Un altro elemento da tenere in considerazione è lo sbilancio dei saldi commerciali e finanziari del “sistema Italia” nei confronti del resto dell’eurozona: dai dati del sistema Target2 ‒ il sistema di pagamento che consente il trasferimento di moneta tra le banche dell’Unione Europea in tempo reale ‒ risulta che la Banca Centrale italiana ha un deficit netto nei confronti della BCE di 360 miliardi di euro, che andrebbe saldato, almeno in parte, in caso di uscita unilaterale dell’Italia dall’euro.
Con la perdita dello scudo BCE, i rendimenti dei titoli di Stato italiani schizzerebbero poi alle stelle, portando l’onere del servizio del debito a livelli insostenibili. Le conseguenze sarebbero una nuova e immediata crisi finanziaria ed economica, con costi sociali altissimi.
Dati i vincoli, che fare, dunque? Gl’interventi imprescindibili sono almeno due:
1) Tagliare drasticamente l’imposizione fiscale.

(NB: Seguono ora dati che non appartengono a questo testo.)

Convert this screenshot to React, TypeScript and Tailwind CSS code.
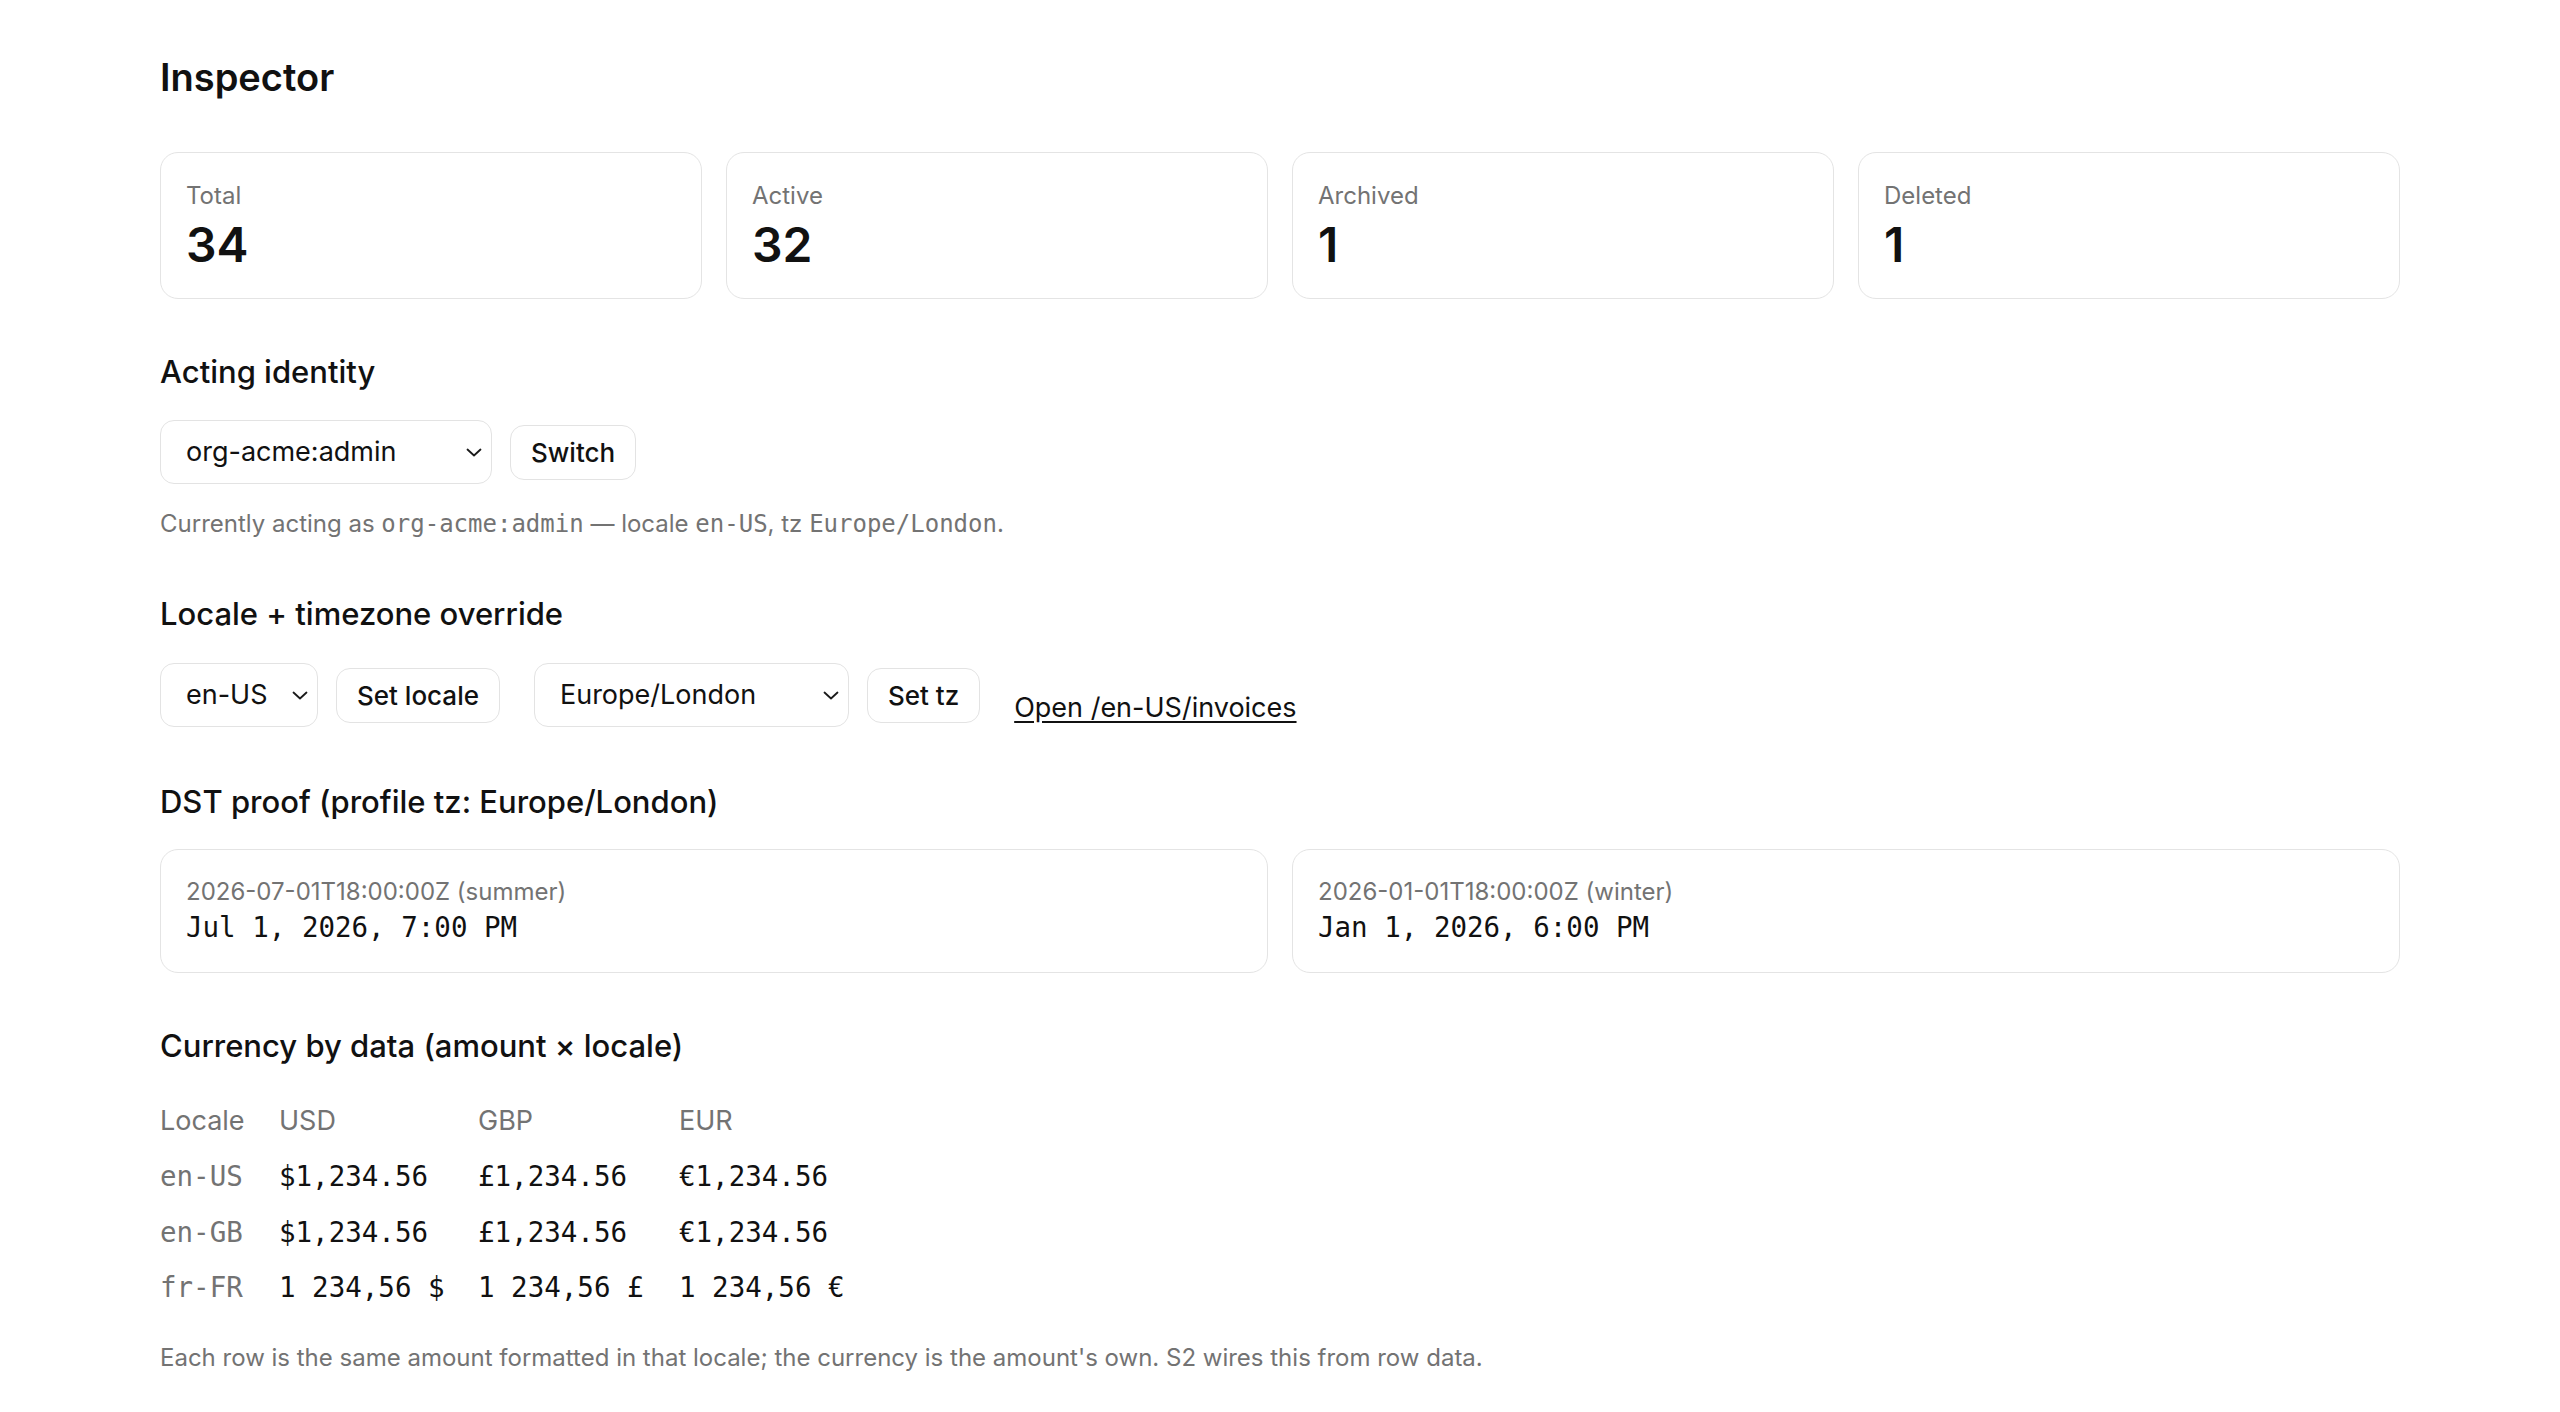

Per il meccanismo descritto dalla cosiddetta “curva di Laffer” (dal nome dell’economista statunitense Arthur Laffer), il gettito fiscale sale in modo decrescente all’aumento dell’imposizione fiscale a causa degli effetti depressivi delle tasse sull’attività economica, per cui un forte taglio del peso fiscale in presenza di tasse molto elevate fornirebbe un impulso positivo più che proporzionale all’economia, consentendo un automatico assorbimento di una parte del mancato gettito fiscale. Negli Stati Uniti d’America, per esempio, è stato stimato che il taglio fiscale appena approvato dal Congresso federale di 1.500 miliardi di dollari in 10 anni, si auto-finanzierà per il 27% circa grazie alla maggior crescita economica indotta dalla riduzione dell’imposizione fiscale. Il deficit tuttavia ‒ anche se in misura inferiore alla riduzione fiscale ‒ inevitabilmente crescerebbe: una strada non percorribile sic et sempliciter dall’Italia, visto lo stato delle finanze pubbliche sopra delineato. Oltre al taglio delle tasse occorre quindi contestualmente:
2) Tagliare drasticamente la spesa pubblica.
Molti capitoli di spesa sono difficilmente comprimibili e l’invecchiamento della popolazione insieme alla denatalità comporta costi fissi di previdenza, sanità e assistenza in salita per i prossimi lustri, con un’incidenza crescente su una popolazione in età lavorativa in costante contrazione, a causa dell’inverno demografico. Ciononostante, qualche decina di miliardi di euro all’anno di tagli sono un obiettivo realistico, a fronte di una spesa pubblica enorme pari a circa 852 miliardi nel 2017, cioè il 51% del Pil. Tra l’altro prevalentemente per far fronte a spese correnti, neppure per investimenti.
Chiudere un poco i rubinetti avrebbe poi l’effetto virtuoso di contribuire alla riduzione del perimetro dell’interventismo pubblico e quindi ostacolerebbe anche le lobby specializzate nella spartizione clientelare delle entrate pubbliche. Una famiglia in difficoltà interviene sempre sul taglio di costi e sprechi, non si capisce perché la stessa diligenza del buon padre di famiglia non debba applicarsi anche a chi governa la cosa pubblica.
Le cure dimagranti, si sa, non sono uno strumento per acquisire consenso e non sono mai facili da attuare; per di più dopo 50 anni di politiche di finanza allegra all’insegna del deficit spending e in un contesto demografico sfavorevole. Non ci sono però scorciatoie, pena la perdita di ogni ulteriore residuo di sovranità nazionale. Chi annega nei debiti è infatti alla mercé dei creditori: qualsiasi futuro governo italiano sarà facilmente ricattabile dalle nomenklature europee, come insegna il “golpe” che ha affossato il quarto governo Berlusconi nel novembre 2011. La storia potrebbe ripetersi: se vogliamo davvero “più Italia” occorre quindi invertire la tendenza, subito. L’alternativa è la sudditanza e il declino.